Bankruptcy courts have seemingly begun this process with widely varying results. They have sharply divided on whether initiation of state court execution process on the property subject to the lien is, in and of itself, a sufficient equitable ground to bar a section 522(f) lien avoidance complaint as untimely filed. Smiley v. Associates Financial Services, 26 B.R. 680 (Bkrtcy.D.Kan. 1982) (complaint filed after discharge and after initiation of state court process not timely); Towns v. Postal Finance Co., 16 B.R. 949 (Bkrtcy.W.D.Iowa 1982) (on consolidated cases held lien avoidance complaint timely if filed subsequent to discharge but prior to initiation of state court execution process and not timely filed if subsequent to discharge and after creditor initiated state court execution process); Associates Financial Services v. Swanson, 13 B.R. 851, 856 (Bkrtcy.D.Idaho 1981), Smart v. Avco Financial Services of Maricopa, Inc., 13 B.R. 838 (Bkrtcy.D.Arizona 1981) (lien avoidance complaint timely filed notwithstanding prior initiation of state court execution process).

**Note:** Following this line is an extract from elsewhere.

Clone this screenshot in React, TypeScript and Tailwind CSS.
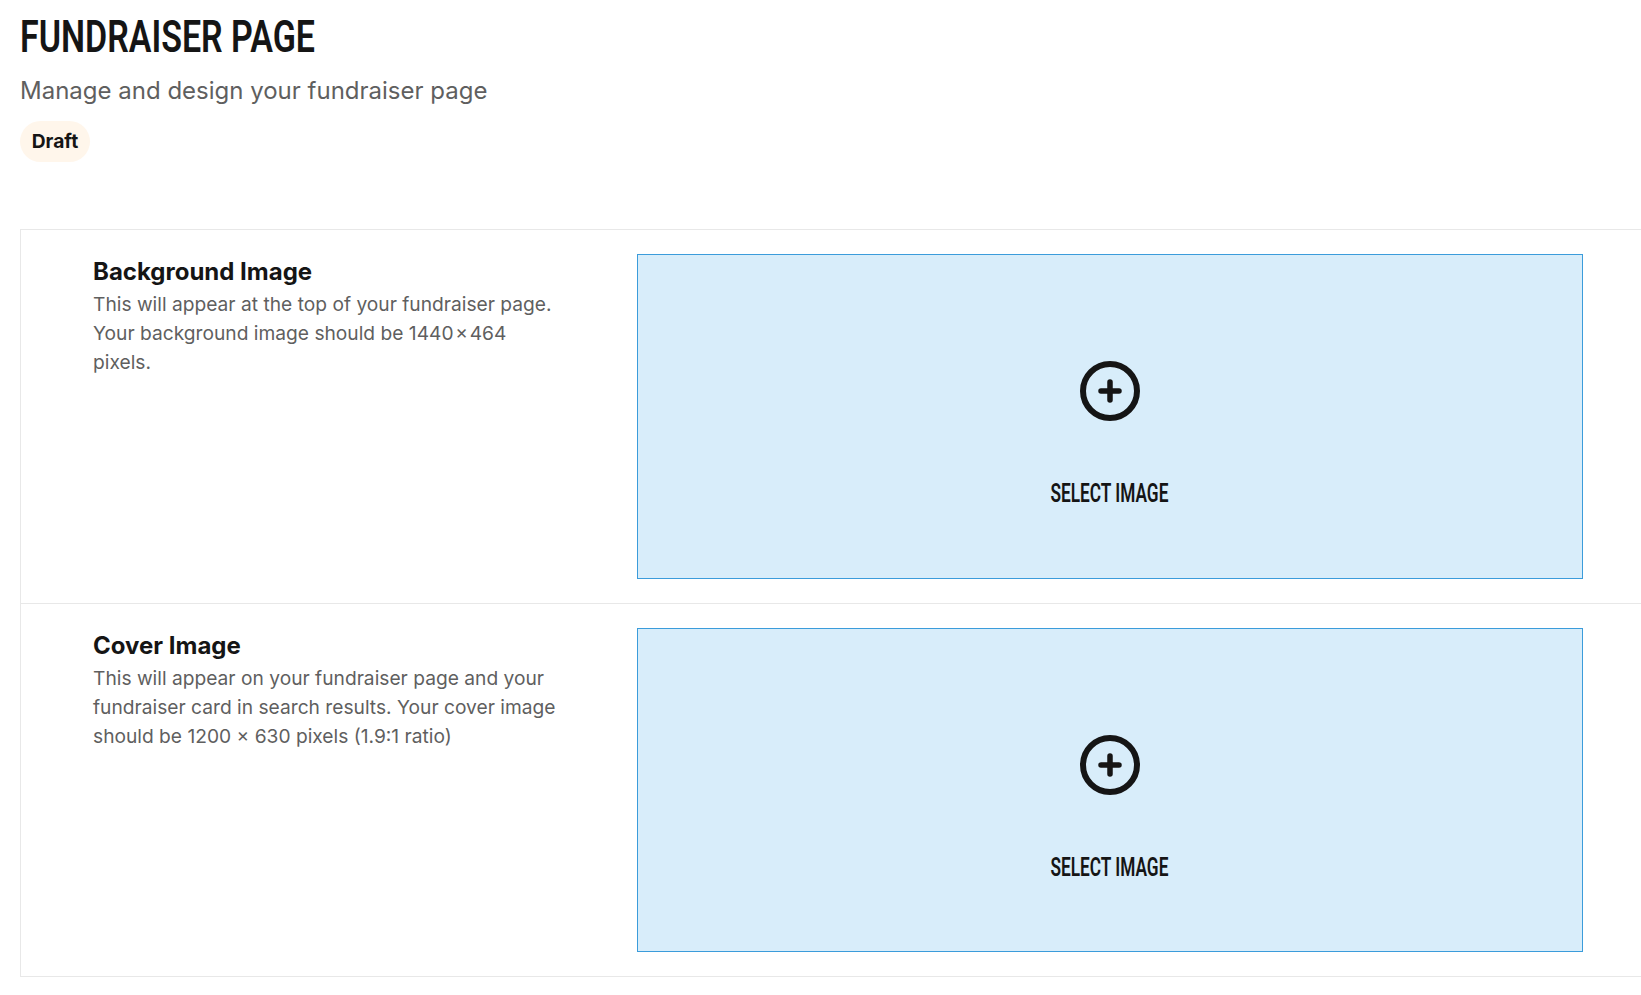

In addition, there is an emerging division as to who bears the burden of proof and what that burden is. Cf., In re Coomes, 20 B.R. 290, 292 (Bkrtcy.W.D.Ky.1982) (no showing of extenuating circumstances or other justifiable excuse for debtor's delay); Tarrant v. Spenard Builders Supply, Inc., 19 B.R. 360, 364 (Bkrtcy.D.Alaska 1982), Stephenson v. General Motors Acceptance Corp., 19 B.R. 185, 188 (Bkrtcy.M.D.Tenn. 1982) (judgment creditor showed no prejudice). *1003 Some courts have spoken of conditioning relief to debtor upon payment of the judgment creditor's costs and expenses. See Modern Supply Co. v. Lee, 21 B.R. 774, 777 (Bkrtcy.E.D.Tenn.1982); Barner v. Associates Financial Services Co. of Wisconsin, 20 B.R. 428, 430 (Bkrtcy.E.D.Wis.1982); Bennett v. Commercial Credit Plan, 13 B.R. 643, 645 (Bkrtcy.W.D.Mich.1981).

Given the emerging development of the law and the undeveloped record below, the matter must be remanded. On remand, depending upon the factual matrix presented, the bankruptcy judge may wish to give consideration to the following as a nonexhaustive list of equitable factors: 1) vigor with which the judgment creditors pursued the debtors prior to the filing of the bankruptcy petition, 2) communication of positions by and between debtors and judgment creditors after filing of the petition and prior to discharge, 3) motivating cause of failure to file lien avoidance complaint prior to discharge, 4) length of time between discharge and filing of lien avoidance complaint, 5) reason for the delay in filing of lien avoidance complaint, 6) prejudice to the judgment creditors, and 7) good faith, or lack thereof, of the creditors.

An order reversing judgment on the pleadings and directing remand will be entered.

NOTES

[1] The debtors attempt to assert a second issue, viz., a procedural deficiency in that defendants' answer to the complaint did not raise the issue of timeliness. The matter is further complicated because defendants inexplicably failed to file a brief in the bankruptcy court. As a consequence, the bankruptcy judge had no choice but to determine the matter on the plaintiffs' opening letter memorandum. Plaintiffs anticipated and addressed the timeliness issue. Doc. 2, No. 6. Accordingly, the procedural issue need not further detain one.

[2] 11 U.S.C. § 522(f) provides in pertinent part:

(f) Notwithstanding any waiver of exemptions, the debtor may avoid the fixing of a lien on an interest of the debtor in property to the extent that such lien impairs an exemption to which the debtor would have been entitled under subsection (b) of this section, if such lien is—

(1) a judicial lien; . . .

[3] An example of a Local Bankruptcy Rule is Local Rule 21 of the Western District of Kentucky which provides that an action to avoid a § 522 lien must be brought ". . . at least five business days prior to the scheduled discharge. . . . Any motions filed subsequent to the specified date will not be timely and shall constitute good cause to deny the relief sought." See In re Coomes, 20 B.R. 290, 291 (Bkrtcy.W.D.Ky.1982); In re Williams, 17 B.R. 204, 206 (Bkrtcy.W.D.Ky.1982).

[4] Section 524(c) permits a debtor to retain property subject to a lien, provided he negotiates a reaffirmation of the debt with the creditor prior to discharge. Lien avoidance under 11 U.S.C. § 522(f) is an innovative device of the Bankruptcy Reform Act of 1978 which permits a debtor to avoid "the fixing of a lien on an interest of the debtor in property to the extent that such lien impairs an exemption to which the debtor would have been entitled. . . ."

[5] 11 U.S.C. § 362(c)(2) provides in pertinent part:

(c) Except as provided in subsections (d), (e), and (f) of this section—

. . . . .

(2) the stay of any other act under subsection (a) of this section continues until the earliest of—

(A) the time the case is closed;

(B) the time the case is dismissed; and

(C) if the case is a case under chapter 7 of this title concerning an individual or a case under chapter 9, 11, or 13 of this title, the time a discharge is granted or denied.